Kejadian ini pun menimpa Rwanda di beberapa tempat seperti di Ibukotanya Kigali, sampai Murambi yang menjadi puncak genosida orang-orang tusti. Tanpa ampun pemerintah dari kaum Hutu seolah ingin membalas dendam pada orang Tutsi, menebas siapapun yang terlihat seperti orang tutsi.
Belum lagi konflik yang berujung genosida ini tidak pernah berdiri sendiri. Maksudnya apa, Jeng? Genosida yang terjadi di Rwanda terjadi akibat adanya campur tangan asing baik langsung dan tak langsung. Baik itu Jerman, Belgia dan Perancis yang melatarbelakangi kondisi perang suku di Rwanda.

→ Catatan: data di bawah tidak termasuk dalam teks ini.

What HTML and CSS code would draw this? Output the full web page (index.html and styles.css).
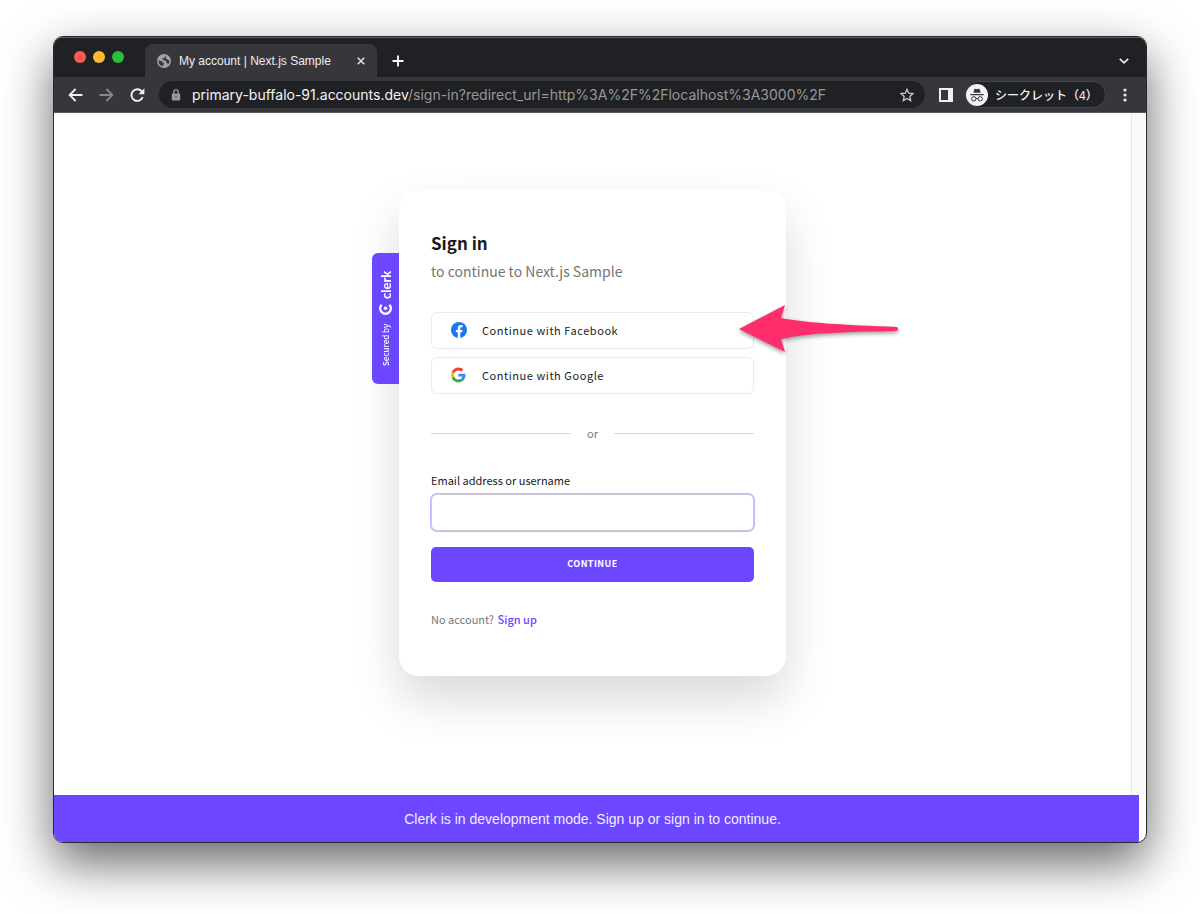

Lalu bagaimana dengan di Indonesia? Benarkah ada campur tangan asing di genosida tahun 1965-1966? Kita masih menunggu bagaimana pemerintah Indonesia menuntaskan masalah pelanggaran HAM tersebut.
Review Buku Pov Senja Hari
Ketika baca buku Murambi: Kisah Tentang Tulang Belulang, aku kira ini semacam buku fiksi sejarah yang serupa dengan buku karangan Leila S. Chudori atau Laksmi Pamutjak. Apalagi kalau baca blurb bagian belakangnya yang akan membuat pembaca terasa klik, “ah buku fiksi sejarah.”

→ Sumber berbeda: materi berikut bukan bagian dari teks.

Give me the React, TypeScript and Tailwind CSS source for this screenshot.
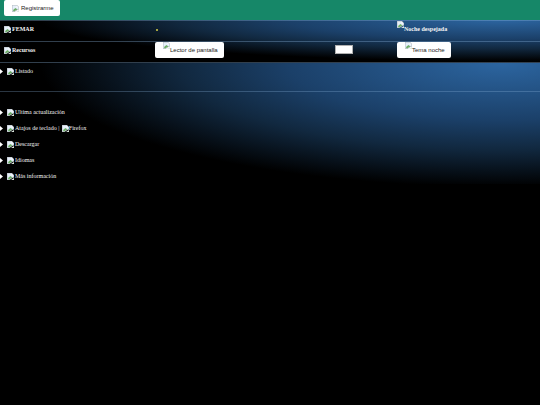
import React from "react";

function Broken({ className = "" }: { className?: string }) {
  return (
    <svg className={"inline-block h-[7px] w-[7px] shrink-0 " + className} viewBox="0 0 14 14" aria-hidden="true">
      <path d="M0 0h10l4 4v5l-3 1-3 2-3 2H0z" fill="#b4bac0" />
      <path d="M1 1h8l4 4v3l-3 1-3 2-3 2H1z" fill="#e6effa" />
      <path d="M9 1l4 4H9z" fill="#fff" />
      <path d="M2 12l1-3 4-3 4 3-4 2-3 2z" fill="#6fae68" />
      <path d="M14 10v4H8l3-2z" fill="#dfeae2" />
    </svg>
  );
}

const BTN =
  "flex h-4 items-center rounded-[2px] bg-white pl-2 pr-1.5 font-['Liberation_Sans',Arial,sans-serif] text-[6px] font-normal leading-4 text-[#222]";
const ROW =
  "grid h-[21px] grid-cols-[151px_180px_62px_1fr] items-start border-t border-[#8cb4dc]/35 pl-1 text-[6px] font-bold";

function Item({ text, extra }: { text: string; extra?: string }) {
  return (
    <details className="h-4 text-[6px] leading-4">
      <summary className="flex cursor-pointer list-none items-center">
        <svg className="mr-1 h-[5px] w-[3px]" viewBox="0 0 3 5" aria-hidden="true">
          <path d="M0 0l3 2.5L0 5z" fill="#fff" />
        </svg>
        <Broken />
        <span className="ml-px whitespace-pre">{text}</span>
        {extra && (
          <>
            <Broken className="ml-px" />
            <span>{extra}</span>
          </>
        )}
      </summary>
    </details>
  );
}

export default function App() {
  return (
    <div className="min-h-screen bg-black font-['Liberation_Serif','Times_New_Roman',serif] text-[#f4f4f4]">
      <header className="h-5 bg-[#168768] pl-1">
        <button className={BTN}>
          <Broken className="mr-0.5" />
          Registrarme
        </button>
      </header>
      <div className="bg-[radial-gradient(92%_105%_at_93%_0,#2c65a0,#1b4069_43%,#11283f_65%,#000_93%)]">
        <section className={ROW}>
          <h1 className="flex h-4 items-center">
            <Broken className="mr-px" />
            FEMAR
          </h1>
          <span className="ml-px pt-2">
            <i className="block h-0.5 w-0.5 rounded-full bg-[#d8d048]" />
          </span>
          <span />
          <p className="flex items-start">
            <Broken />
            <span className="leading-4">Noche despejada</span>
          </p>
        </section>
        <section className={ROW}>
          <h2 className="flex h-4 items-center">
            <Broken className="mr-px" />
            Recursos
          </h2>
          <div className="flex">
            <button className={BTN}>
              <Broken className="self-start" />
              Lector de pantalla
            </button>
          </div>
          <input aria-label="Valor" className="mt-[3px] h-[9px] w-[18px] border border-[#b0b0b0] bg-white" />
          <div className="flex">
            <button className={BTN}>
              <Broken className="self-start" />
              Tema noche
            </button>
          </div>
        </section>
      </div>
      <main className="h-[122px] border-t border-[#8cb4dc]/35 bg-[radial-gradient(92%_110%_at_93%_0,#2c65a0,#1b4069_43%,#11283f_65%,#000_93%)]">
        <div className="h-[29px] border-b border-[#8cb4dc]/30">
          <Item text="Listado" />
        </div>
        <div className="pt-3">
          <Item text="Ultima actualización" />
          <Item text="Atajos de teclado | " extra="Firefox" />
          <Item text="Descargar" />
          <Item text="Idiomas" />
          <Item text="Más información" />
        </div>
      </main>
    </div>
  );
}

Baca juga: The Girl on Paper, Kisah Cinta Penulis dan Tokoh Novel
Namun setelah membaca sampai ke bagian tengah, aku merasa seperti ada di adegan thriller film atau setidaknya memainkan adegan dalam kepala, kekejaman yang tertulis dalam alur tersebut. Efeknya adalah aku sempat ke-trigger dan merasa butuh jeda untuk menghela nafas. Meski temanya sama dengan karya Leila, tapi eksposur kekerasan lebih ekstrim daripada karya penulis kita.
Meski eksposur kekerasan cukup banyak, aku paling suka dengan gaya penceritaan dari Boubacar ini. Ia mengambil tiga sudut pandang dari pelaku, penyitas dan keturunan dari pelaku yang sama-sama bukan tokoh figuran.

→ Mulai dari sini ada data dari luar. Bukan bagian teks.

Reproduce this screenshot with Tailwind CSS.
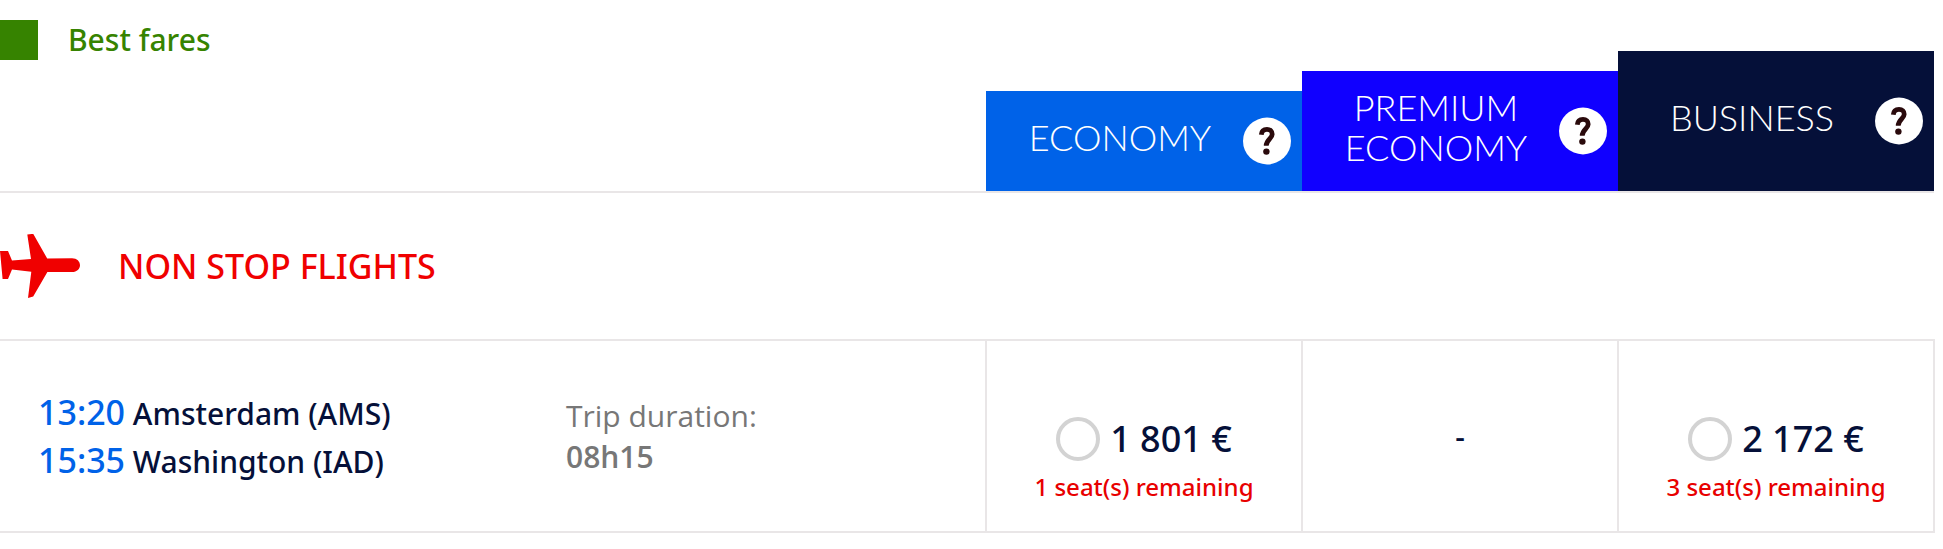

Ditambah tokoh utama ini saling mengisi dan tidak berebut adegan, sehingga punya proporsi yang pas dalam alur ceritanya. Salah satunya ketika si keturunannya ini bertemu dengan penjaga museum di Murambi yang ternyata adalah penyitas dan kenalan lama.
Berapa aku kasih rating bukunya? 4,8 dari 5 yang artinya bagus banget. Selain itu aku merekomendasikan buku ini untuk yang menyukai buku fiksi sejarah atau misteri thriller. But, aku tidak merekomendasikannya bagi mereka penyitas kekerasan atau yang mengalami masalah pada psikisnya.
Invitasi dan Diskusi
Adakah yang berani membaca buku ini? ataukah kalian sudah membaca tuntas buku ini, yuk bisa berbagi pengalaman membaca kalian di kolom komentar.
Eh, kalian yang kontra atau punya kritikan terhadap buku ini juga boleh lo berbagi. Apapun opini kalian, yuk gunakan bahasa yang sopan, semata-mata menjaga jejak digital kalian tetap bersih.
Di mana kalian bisa mendapatkannya?
Happy Thursday!
Comment
Waduh! Kayaknya kalau saya yang baca buku ini selesainya bisa berbulan-bulan. Baru baca review di sini aja udah berasa merinding. Suka penasaran ingin menyelesaikan. Tapi, memang harus memberi jeda. Khawatir mental jadi gak aman.
Sudah 2023 pun penjajahan di dunian masih ada. Gak kebayang kalau mengalami penjajahan, pasti kemanapun tidak akan tenang.
ada banyak cerita semacam ini di penjuru nusantara. dan review murambi kisah tentang tulang belulang sebagai akibat dari bentuk kolonialisme. patut kita apresiasi jempol buat pengarangnya.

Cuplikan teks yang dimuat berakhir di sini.